==== Information provided
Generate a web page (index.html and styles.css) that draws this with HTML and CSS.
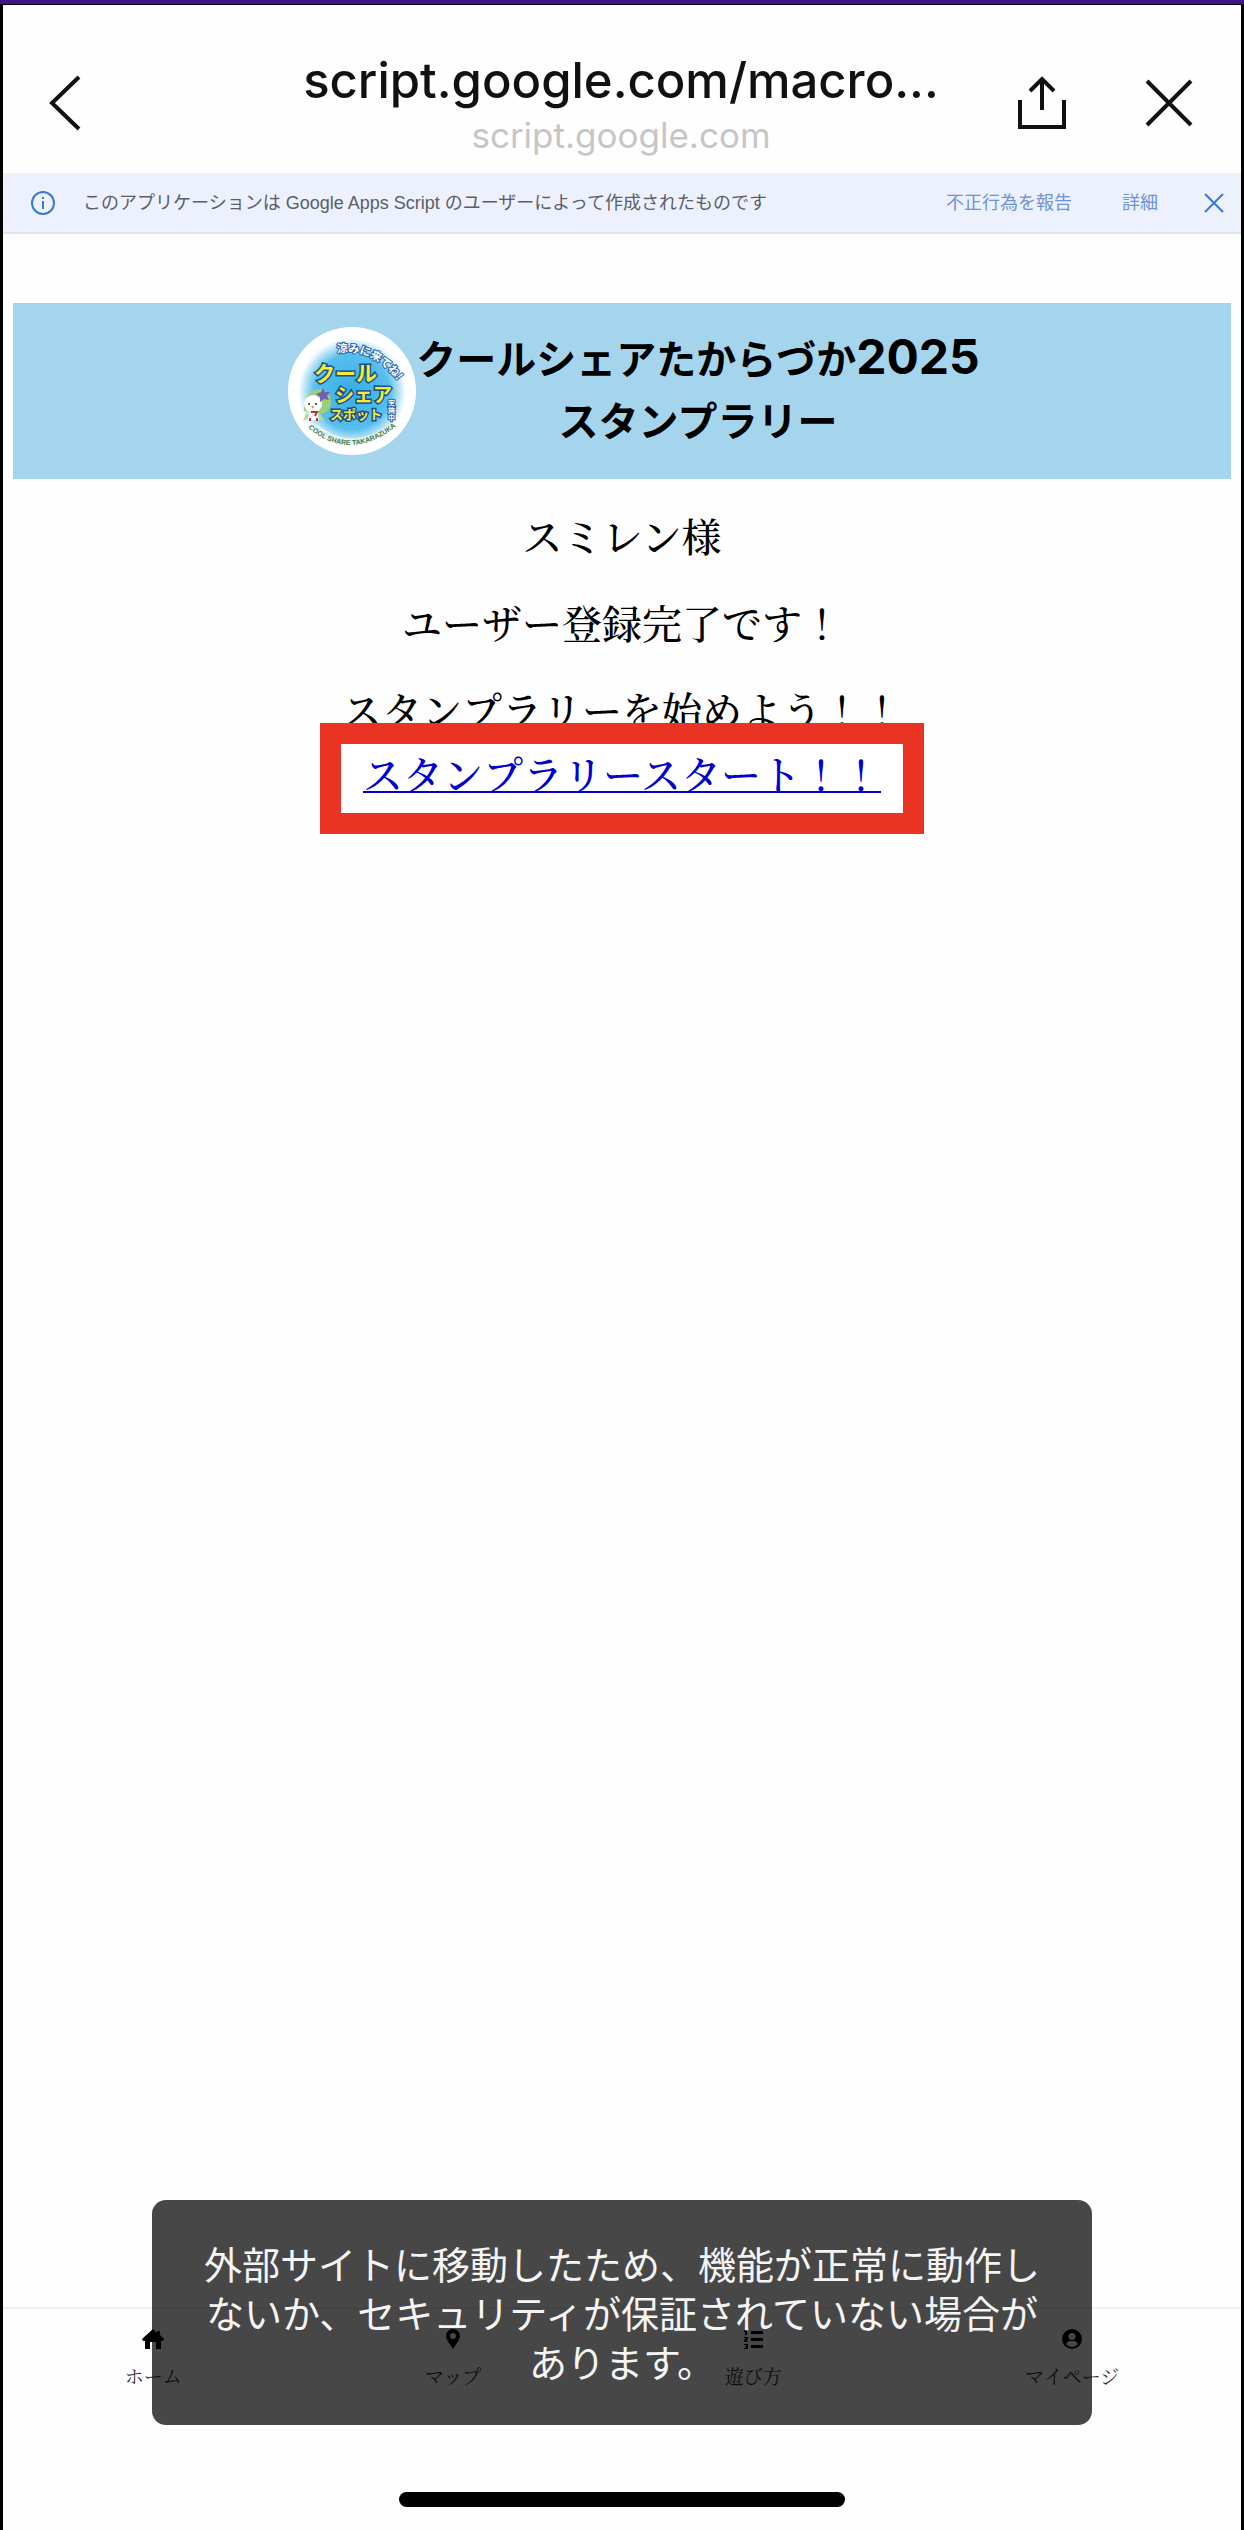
FILE: index.html
```html
<!DOCTYPE html>
<html lang="ja">
<head>
<meta charset="utf-8">
<meta name="viewport" content="width=device-width, initial-scale=1">
<title>クールシェアたからづか2025 スタンプラリー</title>
<link rel="stylesheet" href="styles.css">
</head>
<body>
<div class="screen">
  <header class="browser-bar">
    <button class="icon-button" type="button" aria-label="戻る">
      <svg width="32" height="56" viewBox="0 0 32 56" fill="none" stroke="#111" stroke-width="4"><path d="M30 2 3 28l27 26"/></svg>
    </button>
    <div class="address">
      <div class="address-title">script.google.com/macro...</div>
      <div class="address-host">script.google.com</div>
    </div>
    <div class="browser-actions">
      <button class="icon-button" type="button" aria-label="共有">
        <svg width="50" height="54" viewBox="0 0 50 54" fill="none" stroke="#111" stroke-width="4"><path d="M3 24v27h44V24M25 34V3M13 15 25 3l12 12"/></svg>
      </button>
      <button class="icon-button" type="button" aria-label="閉じる">
        <svg width="48" height="48" viewBox="0 0 48 48" fill="none" stroke="#111" stroke-width="4"><path d="M2 2l44 44M46 2 2 46"/></svg>
      </button>
    </div>
  </header>

  <div class="notice">
    <svg class="notice-icon" width="26" height="26" viewBox="0 0 26 26" fill="none" stroke="#3b78cf" stroke-width="2"><circle cx="13" cy="13" r="11"/><path d="M13 11v8M13 7v2"/></svg>
    <p class="notice-text">このアプリケーションは Google Apps Script のユーザーによって作成されたものです</p>
    <a class="notice-link" href="#report">不正行為を報告</a>
    <a class="notice-link" href="#details">詳細</a>
    <button class="icon-button notice-close" type="button" aria-label="通知を閉じる">
      <svg width="20" height="20" viewBox="0 0 20 20" fill="none" stroke="#3b78cf" stroke-width="2"><path d="M1 1l18 18M19 1 1 19"/></svg>
    </button>
  </div>

  <main class="content">
    <div class="hero">
      <svg class="hero-logo" width="128" height="128" viewBox="0 0 128 128" role="img" aria-label="クールシェアスポット">
        <defs>
          <radialGradient id="glow"><stop offset="0" stop-color="#35aee6"/><stop offset=".7" stop-color="#58bfee"/><stop offset="1" stop-color="#fff"/></radialGradient>
          <path id="arc-top" d="M49 26Q90 20 116 64"/>
          <path id="arc-bottom" d="M20 101Q63 137 111 97"/>
        </defs>
        <circle cx="64" cy="64" r="64" fill="#fff"/>
        <circle cx="64" cy="65" r="54" fill="url(#glow)"/>
        <path d="M28 98Q63 127 103 98" fill="none" stroke="#e9f6ee" stroke-width="2"/>
        <g class="logo-main">
          <text x="26" y="54" font-size="21">クール</text>
          <text x="47" y="75" font-size="19">シェア</text>
          <text x="42" y="92" font-size="13">スポット</text>
        </g>
        <g class="logo-call">
          <text font-size="11"><textPath href="#arc-top">涼みに来てね!</textPath></text>
          <text font-size="7"><tspan x="100" y="79">実</tspan><tspan x="100" y="86">施</tspan><tspan x="100" y="93">中</tspan></text>
        </g>
        <text class="logo-roman" font-size="7"><textPath href="#arc-bottom">COOL SHARE TAKARAZUKA</textPath></text>
        <path d="M16 84c0-28 26-27 27-10 0 8-4 13-13 13z" fill="#9bcf78"/>
        <ellipse cx="25" cy="77" rx="9" ry="9" fill="#fff"/>
        <path d="M18 87l-3 7 10-5 12 6-5-9z" fill="#b5d895"/>
        <path d="M21 86h9l1 7H20z" fill="#fff"/>
        <path d="M23 85h6l-2 4M22 94v-3M29 94v-3" stroke="#b6353c" stroke-width="2" fill="none"/>
        <circle cx="21" cy="77" r="1" fill="#222"/><circle cx="28" cy="77" r="1" fill="#222"/><path d="M23 79h3l-1 3z" fill="#d98b35"/>
        <path d="M35 61l2 4 5 0-3 4 2 4-5-1-4 3 0-5-4-3 5-2z" fill="#7161b4"/>
      </svg>
      <h1 class="hero-title">クールシェアたからづか<span class="hero-year">2025</span><br>スタンプラリー</h1>
    </div>
    <div class="message">
      <p>スミレン様</p>
      <p>ユーザー登録完了です！</p>
      <p>スタンプラリーを始めよう！！</p>
      <a class="start-link" href="#start">スタンプラリースタート！！</a>
    </div>
  </main>

  <footer class="bottom">
    <nav class="tabs">
      <a class="tab" href="#home">
        <svg width="22" height="20" viewBox="0 0 22 20"><path d="M11 0 0 10l1 2h2v8h5v-7h6v7h5v-8h2l1-2-4-4V2h-3v2z"/></svg>
        <span>ホーム</span>
      </a>
      <a class="tab" href="#map">
        <svg width="22" height="20" viewBox="0 0 22 20"><path fill-rule="evenodd" d="M11 20C7 14 4 10 4 7a7 7 0 0 1 14 0c0 3-3 7-7 13zM11 4a3 3 0 1 0 0 6 3 3 0 0 0 0-6z"/></svg>
        <span>マップ</span>
      </a>
      <a class="tab" href="#guide">
        <svg width="22" height="20" viewBox="0 0 22 20"><path d="M9 2h12v3H9zM9 9h12v3H9zM9 16h12v3H9zM2 1h3v5H3V3H2zM2 8h4v2L4 12h2v1H2v-2l2-2H2zM2 15h4v5H2v-1h2v-1H3v-1h1v-1H2z"/></svg>
        <span>遊び方</span>
      </a>
      <a class="tab" href="#mypage">
        <svg width="22" height="20" viewBox="0 0 22 20"><path fill-rule="evenodd" d="M11 0a10 10 0 1 0 0 20 10 10 0 0 0 0-20zM11 4a3 3 0 1 1 0 7 3 3 0 0 1 0-7zM5 15c1-2 3-3 4-3h4c1 0 3 1 4 3-3 4-9 4-12 0z"/></svg>
        <span>マイページ</span>
      </a>
    </nav>
    <div class="home-area"><div class="home-indicator"></div></div>
    <div class="toast" role="status">外部サイトに移動したため、機能が正常に動作しないか、セキュリティが保証されていない場合があります。</div>
  </footer>
</div>
</body>
</html>
```
FILE: styles.css
```css
* {
  box-sizing: border-box;
}

body {
  margin: 0;
  background: #fefefe;
  color: #000;
  font-family: "Noto Serif CJK JP", "Noto Sans CJK JP", serif;
}

p,
h1 {
  margin: 0;
}

.screen {
  display: flex;
  flex-direction: column;
  min-height: 100vh;
  border: solid #000;
  border-width: 0 3px;
}

.screen::before {
  content: "";
  height: 4px;
  margin: 0 -3px;
  background: #43118a;
  border-bottom: 1px solid #000;
}

.icon-button {
  display: flex;
  padding: 0;
  border: 0;
  background: none;
}

/* Browser bar */
.browser-bar {
  display: grid;
  grid-template-columns: 1fr auto 1fr;
  align-items: center;
  height: 168px;
  padding: 28px 48px 0 46px;
  font-family: Inter, "Noto Sans CJK JP", sans-serif;
}

.address {
  padding-top: 4px;
  text-align: center;
}

.address-title {
  font-size: 49px;
  font-weight: 500;
  line-height: 60px;
  color: #111;
}

.address-host {
  font-size: 35px;
  line-height: 48px;
  color: #c6c6c6;
}

.browser-actions {
  display: flex;
  justify-content: flex-end;
  align-items: center;
  gap: 78px;
}

/* Apps Script notice */
.notice {
  display: flex;
  align-items: center;
  height: 61px;
  padding: 0 17px 0 27px;
  border-bottom: 2px solid #dfe3ec;
  background: #ecf1fd;
  font-family: "Liberation Sans", "Noto Sans CJK JP", sans-serif;
  font-size: 18px;
  line-height: 26px;
}

.notice-text {
  flex: 1;
  margin-left: 27px;
  color: #5b5e66;
  white-space: nowrap;
}

.notice-link {
  margin-left: 50px;
  color: #6d93d8;
  text-decoration: none;
}

.notice-close {
  margin-left: 46px;
}

/* Page content */
.content {
  flex: 1;
  padding: 69px 10px 0;
}

.hero {
  display: flex;
  justify-content: center;
  align-items: center;
  min-height: 176px;
  padding-left: 24px;
  background: #a5d5ec;
}

.hero-title {
  font-family: Inter, "Noto Sans CJK JP", sans-serif;
  font-size: 40px;
  font-weight: 700;
  line-height: 62px;
  text-align: center;
}

.hero-year {
  font-size: 48px;
  line-height: 40px;
}

.logo-main {
  font-family: "Noto Sans CJK JP", sans-serif;
  font-weight: 700;
  fill: #f4ec38;
  stroke: #1f4f86;
  stroke-width: 3px;
  paint-order: stroke;
}

.logo-call {
  font-family: "Noto Sans CJK JP", sans-serif;
  font-weight: 700;
  fill: #fff;
  stroke: #2563ad;
  stroke-width: 2px;
  paint-order: stroke;
}

.logo-roman {
  font-family: "Liberation Sans", sans-serif;
  font-weight: 700;
  fill: #4c7a4c;
}

.message {
  display: flex;
  flex-direction: column;
  align-items: center;
  padding-top: 26px;
  font-size: 40px;
  font-weight: 500;
  line-height: 60px;
  text-align: center;
}

.message p {
  margin-bottom: 27px;
}

.start-link {
  position: relative;
  margin-top: -43px;
  padding: 0 22px 9px;
  border: 21px solid #e93323;
  background: #fff;
  color: #0000d0;
  line-height: 58px;
  padding-bottom: 11px;
  text-decoration-thickness: 2px;
}

/* Bottom tabs and toast */
.bottom {
  position: relative;
}

.tabs {
  display: flex;
  justify-content: space-around;
  height: 98px;
  padding-top: 20px;
  border-top: 2px solid #f1f1f1;
  border-bottom: 1px solid #fafafa;
}

.tab {
  display: flex;
  flex-direction: column;
  align-items: center;
  gap: 13px;
  color: #333;
  font-size: 19px;
  line-height: 28px;
  text-decoration: none;
}

.tab svg {
  fill: #000;
}

.home-area {
  display: flex;
  justify-content: center;
  align-items: flex-end;
  height: 125px;
  padding-bottom: 23px;
}

.home-indicator {
  width: 36%;
  height: 15px;
  border-radius: 8px;
  background: #000;
}

.toast {
  position: absolute;
  right: 12%;
  bottom: 105px;
  left: 12%;
  padding: 38px 48px 40px;
  border-radius: 14px;
  background: rgba(0, 0, 0, 0.72);
  color: #f4f4f4;
  font-family: "Noto Sans CJK JP", sans-serif;
  font-size: 38px;
  line-height: 49px;
  text-align: center;
}
```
========
■ Written task
Which lines in the data above contain "index"? Show each one.

■ Output
Generate a web page (index.html and styles.css) that draws this with HTML and CSS.
FILE: index.html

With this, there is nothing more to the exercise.